Compiling & running the code The following modules are confirmed to have worked for building, compilation, running and restarting
module load gcc/12.3 cmake/3.31.0 cuda/12.6 openmpi/4.1.5
To disable hdf5, modify the following file in the entity source directory
/path_to_src/entity/cmake/adios2Config.cmake
changing
# Format/compression support
set(ADIOS2_USE_HDF5
  OFF # <-- set this to OFF
  CACHE BOOL "Use HDF5 for ADIOS2")
When configuring ensure to set the flag
-D gpu_aware_mpi=OFF    
as the nodes are not properly configured to perform gpu to gpu direct communication (the code will still run, but errors will arise at mesh block boundaries, and the code itself will run much slower).
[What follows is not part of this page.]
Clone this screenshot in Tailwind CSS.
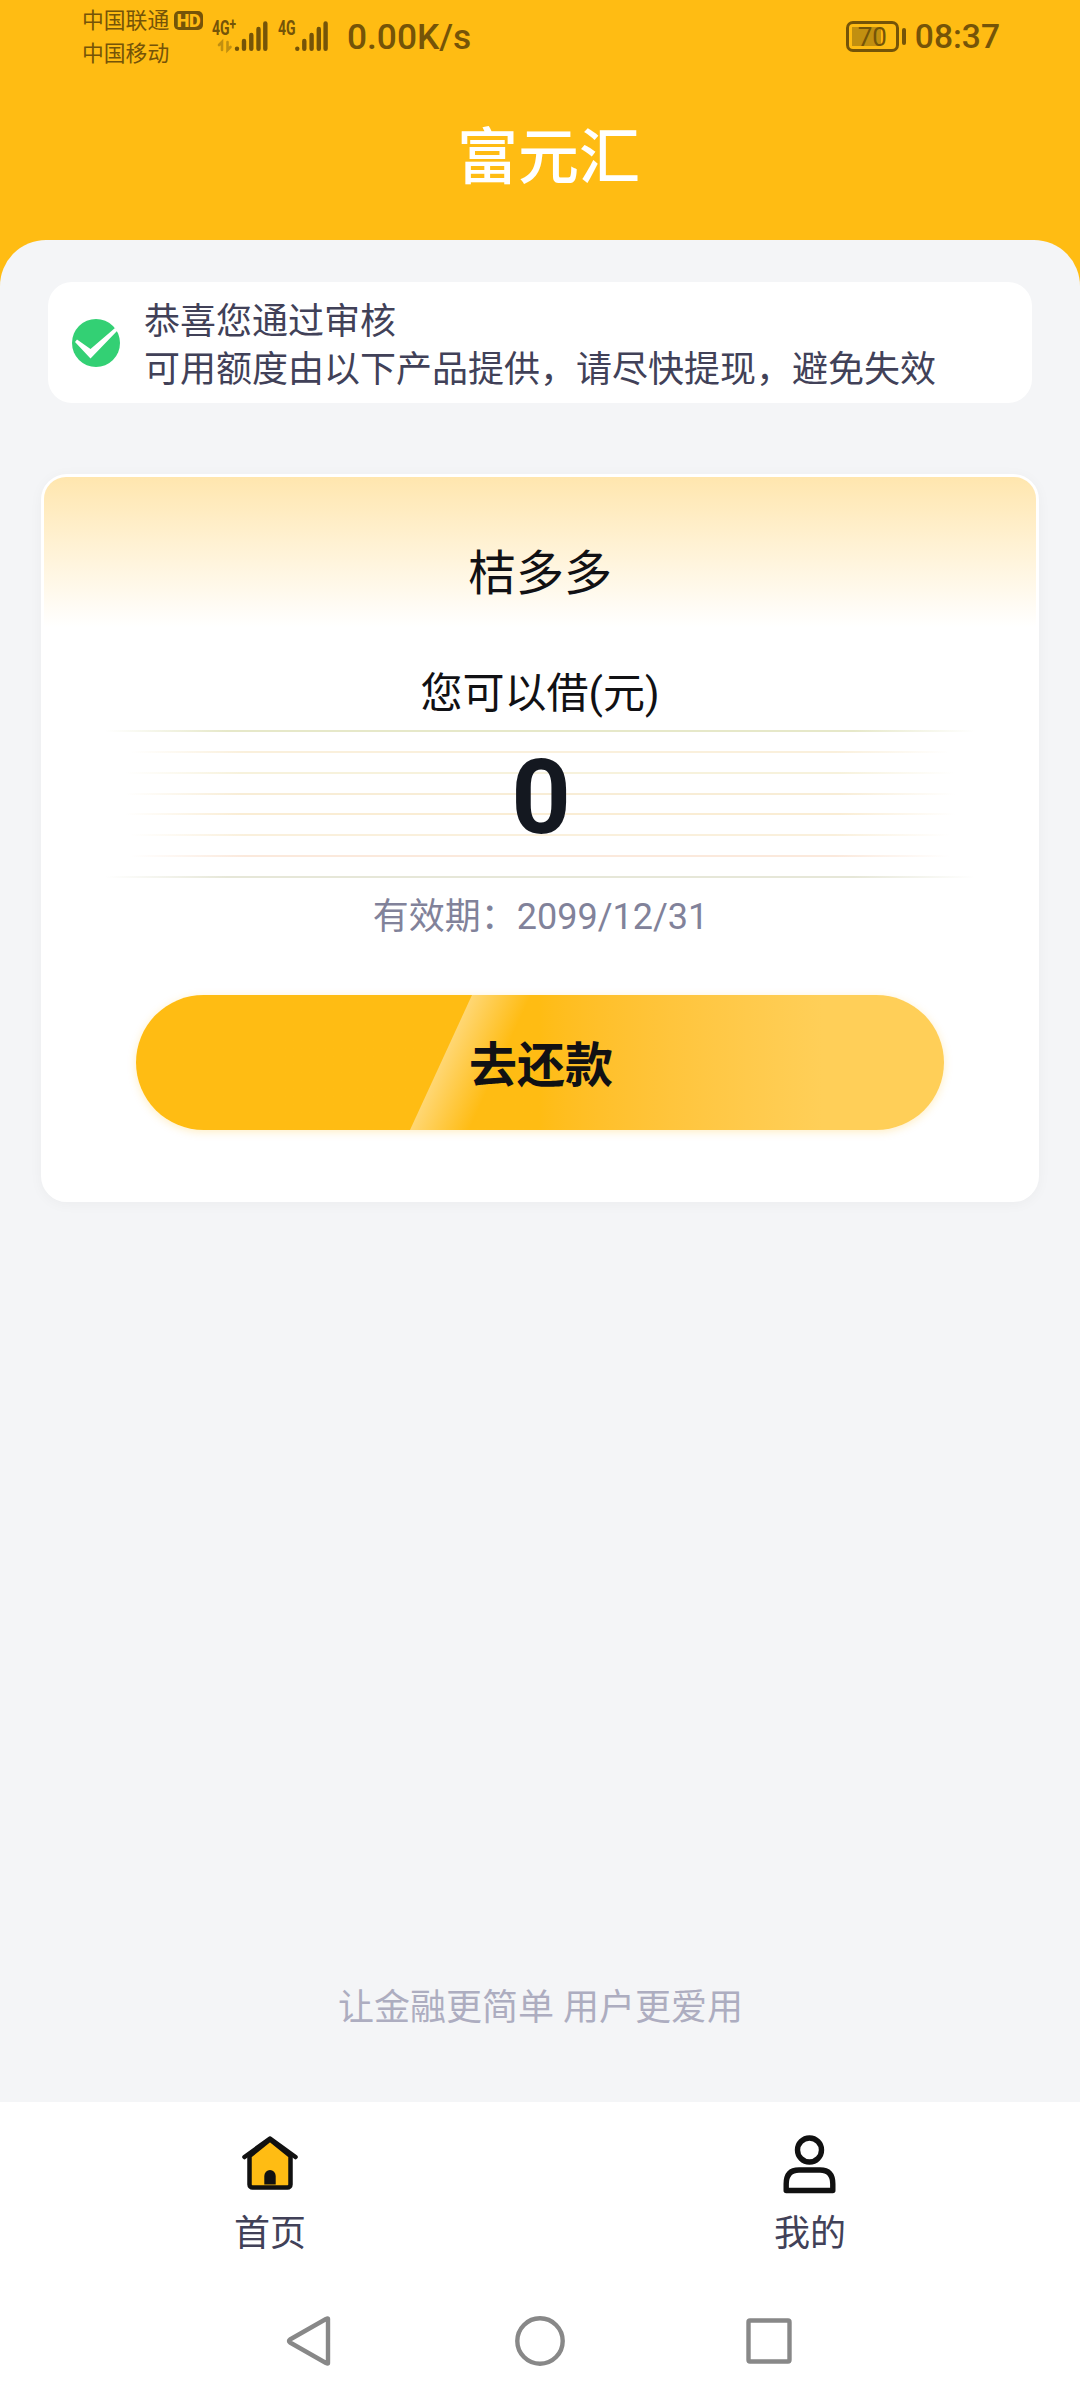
<!DOCTYPE html>
<html lang="zh-CN">
<head>
<meta charset="utf-8">
<title>富元汇</title>
<script src="https://cdn.jsdelivr.net/npm/@tailwindcss/browser@4"></script>
</head>
<body class="w-[1080px] h-[2400px] overflow-hidden bg-[#f4f5f7] font-['Roboto','Noto_Sans_CJK_SC',sans-serif] text-[#111114] flex flex-col">
  <header class="h-[300px] shrink-0 bg-[#ffbc13] flex flex-col">
    <!-- status bar -->
    <div class="h-[74px] flex items-start pl-[82px] pr-[80px] text-[#755408]">
      <div class="w-[88px] flex flex-col text-[21.8px] leading-[33px] pt-[4px] whitespace-nowrap"><span>中国联通</span><span>中国移动</span></div>
      <div class="ml-[4px] mt-[11px] w-[29px] h-[19px] rounded-[5px] bg-[#755408] text-[#ffbc13] text-[18px] leading-[20px] font-black text-center tracking-tight">HD</div>
      <div class="ml-[9px] w-[56px] flex relative">
        <span class="text-[20px] leading-[20px] mt-[18px] font-bold inline-block origin-left scale-x-[0.7] whitespace-nowrap">4G<span class="relative -top-[5px] text-[17px] leading-[0]">+</span></span>
        <svg class="absolute left-0 top-[20px]" width="58" height="34" viewBox="0 0 58 34" fill="none" stroke="#755408" stroke-width="4.4" stroke-linecap="round"><path d="M25 28.6v.1M32 21v7.700M39.300 15v13.700M46.500 9v19.700M53.300 3.500v25.200"/><path d="M7 25l3-3v8M15.500 22v8l3-3" stroke="#c18f10" stroke-width="2.600"/></svg>
      </div>
      <div class="ml-[10px] w-[52px] flex relative">
        <span class="text-[20px] leading-[20px] mt-[18px] font-bold inline-block origin-left scale-x-[0.7]">4G</span>
        <svg class="absolute left-0 top-[20px]" width="58" height="34" viewBox="0 0 58 34" fill="none" stroke="#755408" stroke-width="4.4" stroke-linecap="round"><path d="M19.300 28.600v.1M26.300 21v7.700M33.600 15v13.700M40.800 9v19.700M47.600 3.500v25.200"/></svg>
      </div>
      <span class="ml-[17px] mt-[17px] text-[35.3px] leading-[41px] font-medium">0.00K/s</span>
      <div class="ml-auto flex">
        <div class="mt-[21px] w-[53px] h-[31px] border-[3px] border-[#755408] rounded-[7px] flex relative p-[3px]">
          <div class="w-[29px] h-[19px] bg-[#c18f10]"></div>
          <span class="absolute inset-0 text-center text-[26px] leading-[26px]">70</span>
        </div>
        <div class="mt-[28px] ml-[3px] w-[4px] h-[17px] rounded-full bg-[#755408]"></div>
        <span class="ml-[9px] mt-[17px] text-[33.600px] leading-[40px] font-medium">08:37</span>
      </div>
    </div>
    <h1 class="h-[166px] flex justify-center pt-[40px] pl-[17px] text-[61px] leading-[88px] font-medium text-white">富元汇</h1>
  </header>

  <main class="-mt-[60px] h-[1862px] shrink-0 bg-[#f4f5f7] rounded-t-[46px] flex flex-col pt-[42px]">
    <section class="mx-[48px] h-[121px] bg-white rounded-[24px] flex items-center pl-[24px] text-[36px] leading-[48px] text-[#414158]">
      <svg width="48" height="48" viewBox="0 0 48 48"><circle cx="24" cy="24" r="24" fill="#33d074"/><path d="M3 23L5 20.500L18.500 30L43 9L45.500 11.500L18.500 39.500z" fill="#fff"/></svg>
      <div class="ml-[24px] pt-[6px]"><p>恭喜您通过审核</p><p>可用额度由以下产品提供，请尽快提现，避免失效</p></div>
    </section>

    <section class="mt-[71px] mx-[41px] h-[728px] bg-white border-3 border-white rounded-[26px] shadow-[0_2px_14px_rgba(0,0,0,0.04)] flex flex-col items-center">
      <div class="w-full h-[150px] shrink-0 rounded-t-[22px] bg-linear-to-b from-[#ffe6ae] to-white flex justify-center pt-[61px]">
        <h2 class="text-[48px] leading-[72px]">桔多多</h2>
      </div>
      <p class="mt-[37px] text-[42px] leading-[60px]">您可以借(元)</p>
      <div class="mt-[6px] relative w-[870px] h-[148px] flex flex-col items-center justify-between">
        <i class="block w-full h-[2px] bg-[linear-gradient(to_right,transparent,#e6e8c9_14%,#e6e8c9_86%,transparent)]"></i>
        <i class="block w-[820px] h-[2px] bg-[linear-gradient(to_right,transparent,#faf0dc_14%,#faf0dc_86%,transparent)]"></i>
        <i class="block w-[830px] h-[2px] bg-[linear-gradient(to_right,transparent,#f7f2dc_14%,#f7f2dc_86%,transparent)]"></i>
        <i class="block w-[830px] h-[2px] bg-[linear-gradient(to_right,transparent,#f8edd6_14%,#f8edd6_86%,transparent)]"></i>
        <i class="block w-[830px] h-[2px] bg-[linear-gradient(to_right,transparent,#faedd4_14%,#faedd4_86%,transparent)]"></i>
        <i class="block w-[820px] h-[2px] bg-[linear-gradient(to_right,transparent,#faf0dc_14%,#faf0dc_86%,transparent)]"></i>
        <i class="block w-[820px] h-[2px] bg-[linear-gradient(to_right,transparent,#fbe9dc_14%,#fbe9dc_86%,transparent)]"></i>
        <i class="block w-full h-[2px] bg-[linear-gradient(to_right,transparent,#e6e7d8_14%,#e6e7d8_86%,transparent)]"></i>
        <strong class="absolute inset-x-0 top-[6px] pl-[2px] text-center text-[104px] leading-[124px] font-bold text-[#141820]">0</strong>
      </div>
      <p class="mt-[13px] pl-[1px] text-[36px] leading-[52px] text-[#81829a]">有效期：2099/12/31</p>
      <button class="mt-[52px] w-[808px] h-[135px] shrink-0 rounded-full relative overflow-hidden bg-linear-to-r from-[#ffbc13] from-50% to-[#ffcf58] to-85% shadow-[0_2px_8px_rgba(255,188,19,0.25)] flex items-center justify-center">
        <svg class="absolute left-[274px] top-0" width="130" height="135" viewBox="0 0 130 135"><defs><linearGradient id="g" gradientUnits="userSpaceOnUse" x1="31" y1="67" x2="80" y2="89.500"><stop stop-color="#ffd774"/><stop offset="1" stop-color="#ffd774" stop-opacity="0"/></linearGradient></defs><path d="M62 0h68L68 135H0z" fill="url(#g)"/></svg>
        <span class="relative pt-[6px] pl-[2px] text-[48px] leading-[70px] font-bold">去还款</span>
      </button>
    </section>
    <p class="mt-auto mb-[68px] pl-[1px] text-center text-[36px] leading-[52px] text-[#adadc0]">让金融更简单 用户更爱用</p>
  </main>

  <nav class="h-[168px] shrink-0 bg-white grid grid-cols-2 text-[36px] leading-[52px] text-[#414158]">
    <a class="flex flex-col items-center pt-[32px]">
      <svg width="58" height="62" viewBox="0 0 58 62"><path d="M8.500 22L29 5.500L49.500 22V50.500a3 3 0 0 1-3 3h-35a3 3 0 0 1-3-3z" fill="#ffbc13" stroke="#111" stroke-width="4.500"/><path d="M3.500 23L29 4.500L54.500 23" fill="none" stroke="#111" stroke-width="4.500" stroke-linecap="round" stroke-linejoin="round"/><path d="M23.300 50.500V42a5.700 6 0 0 1 11.400 0v8.500z" fill="#111"/></svg>
      <span class="mt-[12px]">首页</span>
    </a>
    <a class="flex flex-col items-center pt-[32px]">
      <svg width="58" height="62" viewBox="0 0 58 62" fill="none" stroke="#111" stroke-width="5.400"><circle cx="28.500" cy="16" r="12"/><path d="M5.200 56.500V50Q5.200 36 18 36h21Q51.800 36 51.800 50v6.500z" stroke-linejoin="round"/></svg>
      <span class="mt-[12px]">我的</span>
    </a>
  </nav>
  <footer class="h-[130px] shrink-0 bg-white flex justify-center gap-[170px] pt-[41px]">
    <svg width="60" height="60" viewBox="0 0 60 60" fill="none" stroke="#888" stroke-width="4.400" stroke-linejoin="round"><path d="M48 8v44q0 1-2 0L10 31.500q-2-1.500 0-3L46 8q2-1 2 0z"/></svg>
    <svg width="60" height="60" viewBox="0 0 60 60" fill="none" stroke="#888" stroke-width="4.400"><circle cx="30" cy="30" r="22.700"/></svg>
    <svg width="60" height="60" viewBox="0 0 60 60" fill="none" stroke="#888" stroke-width="4.400"><rect x="8.500" y="9.500" width="41" height="41" rx="1.500"/></svg>
  </footer>
</body>
</html>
A typical pbs script for running entity on the gpu subcluster is
#!/bin/bash
#SBATCH --nodes=2
#SBATCH --gpus-per-node=4
#SBATCH --ntasks-per-node=4  # Keep all GPUs active
#SBATCH --time=23:59:59
#SBATCH --partition=compute_full_node
#SBATCH -o outjob_test.o%j
#SBATCH -e outjob_test.e%j
#SBATCH -J test
module load gcc/12.3 cmake/3.31.0 cuda/12.6 openmpi/4.1.5
mpirun --map-by ppr:4:node --bind-to core ./entity.xc -input fluxtube.toml
where here we have requested 2x4 gpus for the full 24 hour wall time. Note one can request 1, 4, and 8 gpus for brief interactive debug jobs with
$debugjob
$debugjob 1
$debugjob 2
To pip install the version of nt2py which works with the adios2 output format you will need to load the following modules
module load python texlive gcc arrow/21.0.0  
Last updated: 9/12/2025
Mind the dates
At the bottom of each section, there are tags indicating when was the last date this instruction was updated. Some of them may be outdated due to clusters being constantly updated and changed. If so, please feel free to reach out with questions or contribute updated instructions.